DATA BLOCK
>> Begin

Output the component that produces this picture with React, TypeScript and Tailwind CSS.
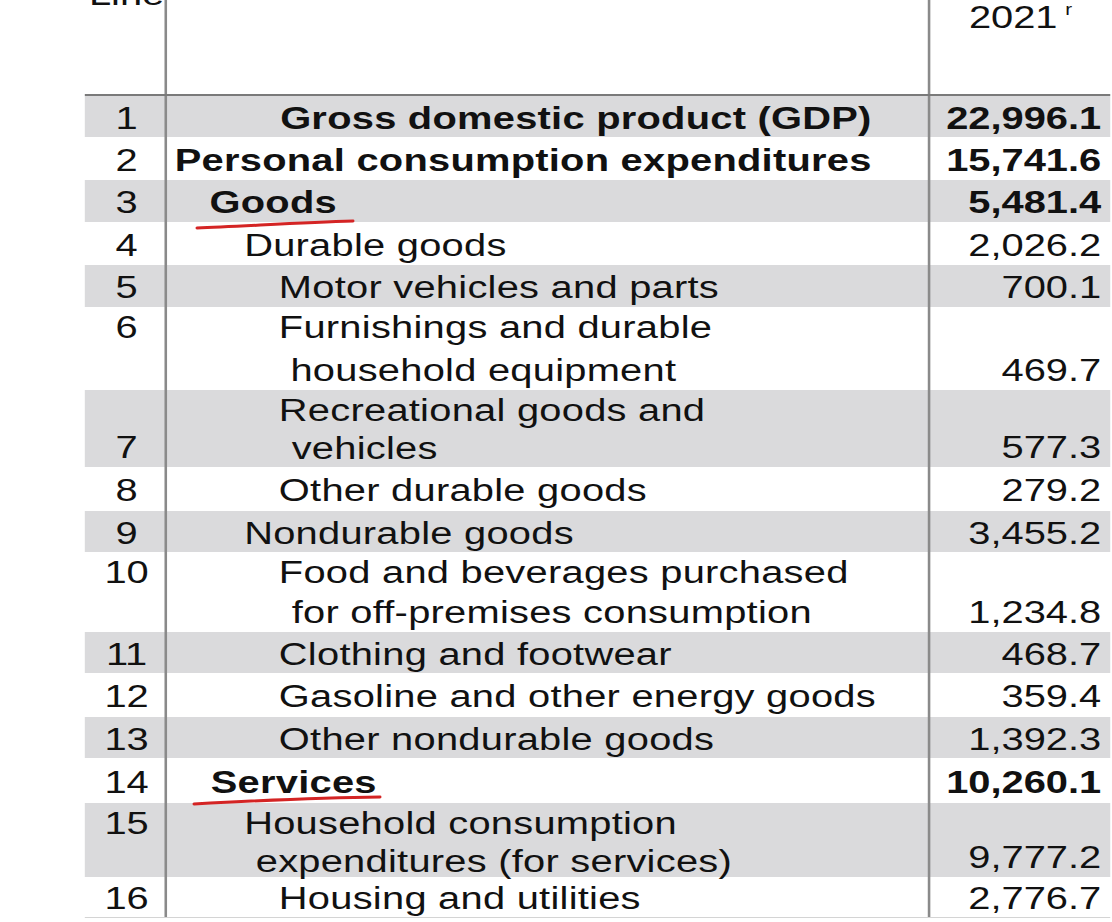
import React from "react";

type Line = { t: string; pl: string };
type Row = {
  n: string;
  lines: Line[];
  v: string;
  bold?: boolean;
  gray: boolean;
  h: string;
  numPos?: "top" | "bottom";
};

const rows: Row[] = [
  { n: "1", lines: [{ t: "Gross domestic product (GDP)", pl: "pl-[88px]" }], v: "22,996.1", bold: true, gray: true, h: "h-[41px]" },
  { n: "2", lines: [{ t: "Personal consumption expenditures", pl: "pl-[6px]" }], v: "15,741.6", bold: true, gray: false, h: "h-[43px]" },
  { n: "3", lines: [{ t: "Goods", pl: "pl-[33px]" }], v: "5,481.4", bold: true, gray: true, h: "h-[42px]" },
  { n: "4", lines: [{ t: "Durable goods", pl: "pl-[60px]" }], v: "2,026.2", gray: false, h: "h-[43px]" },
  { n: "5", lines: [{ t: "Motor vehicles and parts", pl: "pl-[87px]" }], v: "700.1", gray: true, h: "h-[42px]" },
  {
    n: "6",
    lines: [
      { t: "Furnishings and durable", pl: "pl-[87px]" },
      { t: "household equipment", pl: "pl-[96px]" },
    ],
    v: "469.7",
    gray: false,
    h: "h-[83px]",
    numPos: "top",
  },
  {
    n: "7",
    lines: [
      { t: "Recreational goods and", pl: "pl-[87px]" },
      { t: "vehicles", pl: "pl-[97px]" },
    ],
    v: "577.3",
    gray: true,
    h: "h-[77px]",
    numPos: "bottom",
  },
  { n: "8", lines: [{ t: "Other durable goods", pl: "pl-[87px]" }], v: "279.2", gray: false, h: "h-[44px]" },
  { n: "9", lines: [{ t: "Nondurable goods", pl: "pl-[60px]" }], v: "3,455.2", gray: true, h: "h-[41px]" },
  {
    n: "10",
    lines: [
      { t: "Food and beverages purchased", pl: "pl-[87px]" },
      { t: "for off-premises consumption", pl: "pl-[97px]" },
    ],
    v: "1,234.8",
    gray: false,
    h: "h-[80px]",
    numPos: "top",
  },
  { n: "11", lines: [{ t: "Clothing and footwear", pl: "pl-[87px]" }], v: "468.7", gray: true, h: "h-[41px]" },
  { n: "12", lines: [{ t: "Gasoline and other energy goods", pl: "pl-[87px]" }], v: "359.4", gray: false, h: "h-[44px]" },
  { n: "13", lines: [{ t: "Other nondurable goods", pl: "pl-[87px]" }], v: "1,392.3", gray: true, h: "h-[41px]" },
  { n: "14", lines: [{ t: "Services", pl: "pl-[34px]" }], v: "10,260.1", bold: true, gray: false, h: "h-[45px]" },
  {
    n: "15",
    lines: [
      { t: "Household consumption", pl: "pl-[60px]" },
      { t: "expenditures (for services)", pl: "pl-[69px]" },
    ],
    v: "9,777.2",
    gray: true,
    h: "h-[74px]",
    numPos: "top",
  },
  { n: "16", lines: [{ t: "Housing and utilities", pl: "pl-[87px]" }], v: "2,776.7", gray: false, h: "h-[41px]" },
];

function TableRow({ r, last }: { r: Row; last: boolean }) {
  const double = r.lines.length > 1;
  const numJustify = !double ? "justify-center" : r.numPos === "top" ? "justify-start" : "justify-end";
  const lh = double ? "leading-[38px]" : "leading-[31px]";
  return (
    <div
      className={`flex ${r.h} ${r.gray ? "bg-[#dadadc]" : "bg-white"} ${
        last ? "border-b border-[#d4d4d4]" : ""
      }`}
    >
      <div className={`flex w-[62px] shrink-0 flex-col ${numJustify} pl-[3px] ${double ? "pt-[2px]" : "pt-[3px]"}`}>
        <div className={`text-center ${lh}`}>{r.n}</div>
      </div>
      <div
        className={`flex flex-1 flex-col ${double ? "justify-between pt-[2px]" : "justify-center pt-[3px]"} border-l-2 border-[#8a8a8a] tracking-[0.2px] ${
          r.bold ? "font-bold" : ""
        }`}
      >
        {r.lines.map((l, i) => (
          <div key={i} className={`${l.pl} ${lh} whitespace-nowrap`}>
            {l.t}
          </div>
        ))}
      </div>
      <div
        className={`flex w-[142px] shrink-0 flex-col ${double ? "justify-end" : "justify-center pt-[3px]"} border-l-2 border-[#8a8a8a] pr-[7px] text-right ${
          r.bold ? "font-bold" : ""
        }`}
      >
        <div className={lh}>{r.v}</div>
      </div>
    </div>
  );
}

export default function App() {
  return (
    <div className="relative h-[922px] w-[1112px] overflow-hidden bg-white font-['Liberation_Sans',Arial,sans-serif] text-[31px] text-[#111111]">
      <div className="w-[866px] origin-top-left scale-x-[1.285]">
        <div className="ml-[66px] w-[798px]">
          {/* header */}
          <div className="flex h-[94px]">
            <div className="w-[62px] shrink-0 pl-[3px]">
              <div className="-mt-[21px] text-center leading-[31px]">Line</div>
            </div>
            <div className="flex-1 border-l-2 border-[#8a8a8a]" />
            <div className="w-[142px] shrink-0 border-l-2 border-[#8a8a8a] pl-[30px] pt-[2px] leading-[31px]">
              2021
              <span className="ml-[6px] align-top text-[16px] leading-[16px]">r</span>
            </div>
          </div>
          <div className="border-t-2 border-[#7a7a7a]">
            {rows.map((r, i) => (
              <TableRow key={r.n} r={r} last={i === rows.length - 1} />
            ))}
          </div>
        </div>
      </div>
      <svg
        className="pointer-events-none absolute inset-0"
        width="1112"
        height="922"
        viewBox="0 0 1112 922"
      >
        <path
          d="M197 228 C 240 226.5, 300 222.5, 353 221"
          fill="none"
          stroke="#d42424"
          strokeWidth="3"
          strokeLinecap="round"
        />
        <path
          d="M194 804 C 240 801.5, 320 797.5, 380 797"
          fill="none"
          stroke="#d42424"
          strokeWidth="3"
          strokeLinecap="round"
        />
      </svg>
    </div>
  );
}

>> End

SHORT TASK
Note how many lines of the material contain the string "React". Then report that number by itself.

RESPONSE TO THE EXERCISE
2